The object invoking the takeIf() extension function is passed as the parameter of the lambda function. The lambda function is passed as the argument of this method and returns a Boolean value.

The extension function returns the invoking object only when the condition of the lambda expression evaluates to true. Otherwise, it returns a null value.

In the main function, we have defined a value of type Number that uses the takeIf() to determine if this number plus 10 is less than thirty.
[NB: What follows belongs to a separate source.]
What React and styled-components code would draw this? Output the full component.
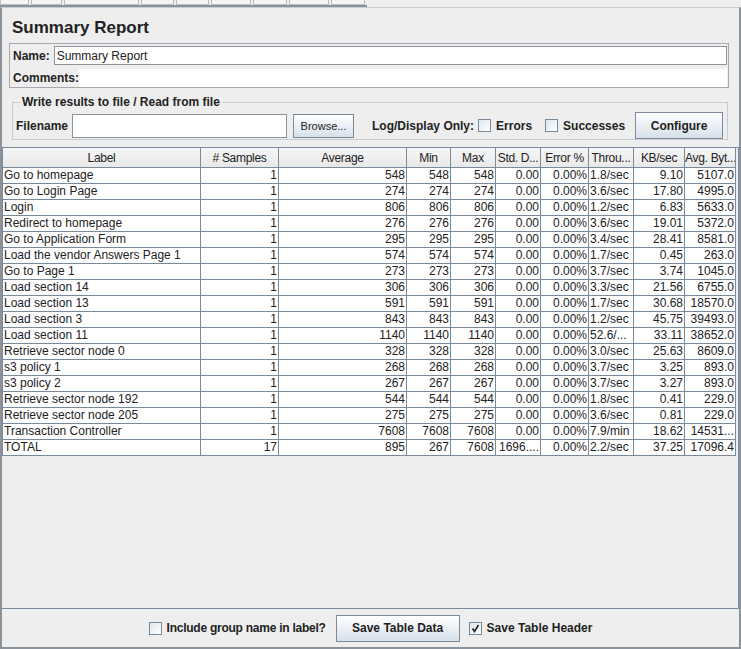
import React from "react";
import styled, { createGlobalStyle } from "styled-components";

const GlobalStyle = createGlobalStyle`
  html, body {
    margin: 0;
    padding: 0;
    background: #eeeeee;
  }
  body {
    font-family: "Liberation Sans", Arial, sans-serif;
    font-size: 12px;
    color: #222;
  }
`;

const Frame = styled.div`
  width: 741px;
  height: 649px;
  display: flex;
  flex-direction: column;
  overflow: hidden;
  background: #eeeeee;
`;

const TabStrip = styled.div`
  height: 5px;
  display: flex;
  border-bottom: 2px solid #8a939c;
  width: 367px;
  box-sizing: content-box;
`;

const Tab = styled.div`
  width: ${(p) => p.w}px;
  height: 4px;
  border: 1px solid #b8bec4;
  border-top: none;
  background: #f4f4f4;
  margin-right: 2px;
`;

const Panel = styled.div`
  flex: 1;
  display: flex;
  flex-direction: column;
  border-left: 2px solid #8a939c;
  border-right: 2px solid #8a939c;
  border-bottom: 2px solid #8a939c;
  border-top: 1px solid #c9ced3;
  min-height: 0;
`;

const Title = styled.div`
  font-weight: bold;
  font-size: 17px;
  line-height: 20px;
  color: #222;
  padding: 10px 0 0 10px;
  height: 20px;
`;

const NameBox = styled.div`
  margin: 5px 10px 0 7px;
  border: 1px solid #a3a9af;
  height: 42px;
  display: flex;
  flex-direction: column;
  gap: 2px;
  padding: 1px 1px 0 3px;
`;

const FieldRow = styled.div`
  display: flex;
  align-items: center;
  height: ${(p) => p.h}px;
`;

const BoldLabel = styled.span`
  font-weight: bold;
  font-size: 12px;
  color: #222;
  white-space: nowrap;
  margin-right: ${(p) => p.mr || 0}px;
  margin-left: ${(p) => p.ml || 0}px;
  letter-spacing: ${(p) => p.ls || 0}px;
`;

const TextInput = styled.div`
  flex: ${(p) => (p.w ? "none" : 1)};
  width: ${(p) => (p.w ? `${p.w}px` : "auto")};
  height: ${(p) => p.h || 19}px;
  box-sizing: border-box;
  background: #fff;
  border: 1px solid ${(p) => (p.plain ? "transparent" : "#8a939c")};
  font-size: 12px;
  padding: 0 2px;
  display: flex;
  align-items: center;
  color: #222;
`;

const Fieldset = styled.fieldset`
  margin: 7px 11px 0 10px;
  padding: 3px 3px 2px 3px;
  border: 1px solid #c4ccd4;
  height: 38px;
  display: flex;
  align-items: center;
  min-width: 0;
`;

const Legend = styled.legend`
  font-weight: bold;
  font-size: 12px;
  color: #222;
  padding: 0 2px;
  margin-left: 4px;
`;

const Button = styled.div`
  height: ${(p) => p.h || 24}px;
  width: ${(p) => p.w}px;
  box-sizing: border-box;
  border: 1px solid #7a8a99;
  background: linear-gradient(#ffffff, #d6e0ea);
  display: flex;
  align-items: center;
  justify-content: center;
  font-size: ${(p) => (p.small ? 11 : 12)}px;
  font-weight: ${(p) => (p.small ? "normal" : "bold")};
  color: #222;
  margin-left: ${(p) => p.ml || 0}px;
  flex: none;
`;

const Check = styled.div`
  width: 13px;
  height: 13px;
  box-sizing: border-box;
  border: 1px solid #7a8a99;
  background: linear-gradient(135deg, #dce6ef, #ffffff);
  margin: 0 5px 0 ${(p) => p.ml || 0}px;
  display: flex;
  align-items: center;
  justify-content: center;
  flex: none;
`;

const ScrollPane = styled.div`
  margin: 7px 0 0 0;
  height: 462px;
  border: 1px solid #7a8a99;
  border-left: none;
  box-sizing: border-box;
  overflow: hidden;
`;

const Table = styled.table`
  border-collapse: collapse;
  table-layout: fixed;
  width: 733px;
  font-size: 12px;
  color: #222;
`;

const Th = styled.th`
  height: 19px;
  padding: 0;
  font-weight: normal;
  letter-spacing: -0.3px;
  background: linear-gradient(#f6f6f6, #e8e8e8);
  border: 1px solid #7a8a99;
  border-top: none;
  white-space: nowrap;
  overflow: hidden;
  text-align: center;
`;

const Td = styled.td`
  height: 15px;
  padding: 0 1px 0 1px;
  background: #fff;
  border: 1px solid #7a8a99;
  white-space: nowrap;
  overflow: hidden;
  text-align: ${(p) => (p.left ? "left" : "right")};
  line-height: 15px;
`;

const BottomBar = styled.div`
  flex: 1;
  display: flex;
  align-items: center;
  justify-content: center;
`;

const headers = [
  ["Label", 198],
  ["# Samples", 78],
  ["Average", 128],
  ["Min", 44],
  ["Max", 45],
  ["Std. D...", 45],
  ["Error %", 48],
  ["Throu...", 45],
  ["KB/sec", 51],
  ["Avg. Byt...", 51],
];

const rows = [
  ["Go to homepage", 1, 548, "1.8/sec", "9.10", "5107.0"],
  ["Go to Login Page", 1, 274, "3.6/sec", "17.80", "4995.0"],
  ["Login", 1, 806, "1.2/sec", "6.83", "5633.0"],
  ["Redirect to homepage", 1, 276, "3.6/sec", "19.01", "5372.0"],
  ["Go to Application Form", 1, 295, "3.4/sec", "28.41", "8581.0"],
  ["Load the vendor Answers Page 1", 1, 574, "1.7/sec", "0.45", "263.0"],
  ["Go to Page 1", 1, 273, "3.7/sec", "3.74", "1045.0"],
  ["Load section 14", 1, 306, "3.3/sec", "21.56", "6755.0"],
  ["Load section 13", 1, 591, "1.7/sec", "30.68", "18570.0"],
  ["Load section 3", 1, 843, "1.2/sec", "45.75", "39493.0"],
  ["Load section 11", 1, 1140, "52.6/...", "33.11", "38652.0"],
  ["Retrieve sector node 0", 1, 328, "3.0/sec", "25.63", "8609.0"],
  ["s3 policy 1", 1, 268, "3.7/sec", "3.25", "893.0"],
  ["s3 policy 2", 1, 267, "3.7/sec", "3.27", "893.0"],
  ["Retrieve sector node 192", 1, 544, "1.8/sec", "0.41", "229.0"],
  ["Retrieve sector node 205", 1, 275, "3.6/sec", "0.81", "229.0"],
  ["Transaction Controller", 1, 7608, "7.9/min", "18.62", "14531..."],
];

const tabs = [28, 30, 76, 33, 32, 40, 33, 40, 33];

const CheckMark = () => (
  <svg width="9" height="9" viewBox="0 0 9 9">
    <path d="M1.5 4.5 L3.5 7.5 L7.5 1" fill="none" stroke="#222" strokeWidth="1.6" />
  </svg>
);

export default function App() {
  return (
    <>
      <GlobalStyle />
      <Frame>
        <TabStrip>
          {tabs.map((w, i) => (
            <Tab key={i} w={w} />
          ))}
        </TabStrip>
        <Panel>
          <Title>Summary Report</Title>
          <NameBox>
            <FieldRow h={21}>
              <BoldLabel mr={4}>Name:</BoldLabel>
              <TextInput>Summary Report</TextInput>
            </FieldRow>
            <FieldRow h={19}>
              <BoldLabel>Comments:</BoldLabel>
              <TextInput plain h={18} />
            </FieldRow>
          </NameBox>
          <Fieldset>
            <Legend>Write results to file / Read from file</Legend>
            <BoldLabel mr={4}>Filename</BoldLabel>
            <TextInput w={215} h={24} />
            <Button w={61} small ml={6}>
              Browse...
            </Button>
            <BoldLabel ml={18}>Log/Display Only:</BoldLabel>
            <Check ml={4} />
            <BoldLabel>Errors</BoldLabel>
            <Check ml={13} />
            <BoldLabel>Successes</BoldLabel>
            <Button w={88} h={27} ml={10}>
              Configure
            </Button>
          </Fieldset>
          <ScrollPane>
            <Table>
              <colgroup>
                {headers.map(([h, w]) => (
                  <col key={h} style={{ width: w }} />
                ))}
              </colgroup>
              <thead>
                <tr>
                  {headers.map(([h]) => (
                    <Th key={h}>{h}</Th>
                  ))}
                </tr>
              </thead>
              <tbody>
                {rows.map(([label, n, v, thr, kb, avg]) => (
                  <tr key={label}>
                    <Td left>{label}</Td>
                    <Td>{n}</Td>
                    <Td>{v}</Td>
                    <Td>{v}</Td>
                    <Td>{v}</Td>
                    <Td>0.00</Td>
                    <Td>0.00%</Td>
                    <Td left>{thr}</Td>
                    <Td>{kb}</Td>
                    <Td>{avg}</Td>
                  </tr>
                ))}
                <tr>
                  <Td left>TOTAL</Td>
                  <Td>17</Td>
                  <Td>895</Td>
                  <Td>267</Td>
                  <Td>7608</Td>
                  <Td>1696....</Td>
                  <Td>0.00%</Td>
                  <Td left>2.2/sec</Td>
                  <Td>37.25</Td>
                  <Td>17096.4</Td>
                </tr>
              </tbody>
            </Table>
          </ScrollPane>
          <BottomBar>
            <Check />
            <BoldLabel ls={-0.25}>Include group name in label?</BoldLabel>
            <Button w={124} h={27} ml={10}>
              Save Table Data
            </Button>
            <Check ml={9}>
              <CheckMark />
            </Check>
            <BoldLabel>Save Table Header</BoldLabel>
          </BottomBar>
        </Panel>
      </Frame>
    </>
  );
}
If the condition evaluates to true, the value 10 is returned; otherwise, a null value is returned.

Run the above code and note that the lambda expression evaluates to true, and the value 10 is returned, as shown below.

10

Use the takeUnless() Extension Function in Kotlin

Move the previous code to the new file we created and copy and paste the following code into the empty Main.kt file.

package com.extension

inline fun <T> T.takeUnless(predicate: (T) -> Boolean): T? = if (!predicate(this)) this else null

fun main() {
    val num = 10;
    println(num.takeUnless { i ->
        i.plus(10) < 30
    })
}

The object invoking the takeUnless() extension function is passed as the parameter of the lambda function. The lambda function is defined in this method and returns a Boolean value.

The difference between takeIf() and takeUnless() is that this example only returns a value when the lambda expression evaluates to false. This means that the value returned by the extension function is the inverse of the Boolean function returned by the lambda function.

Inside the main method, we have defined the same example as above, but note that this example will return null because the lambda function evaluates to true, which gets inverted to false.

null

Conclusion

This tutorial taught us how to add functionality in Kotlin using the extension functions. The extension functions covered include: using let(), also(), apply(), takeIf(), and takeUnless().

Note that these extension functions are already defined in the Kotlin API, and you do not have to define them as we have done in this tutorial.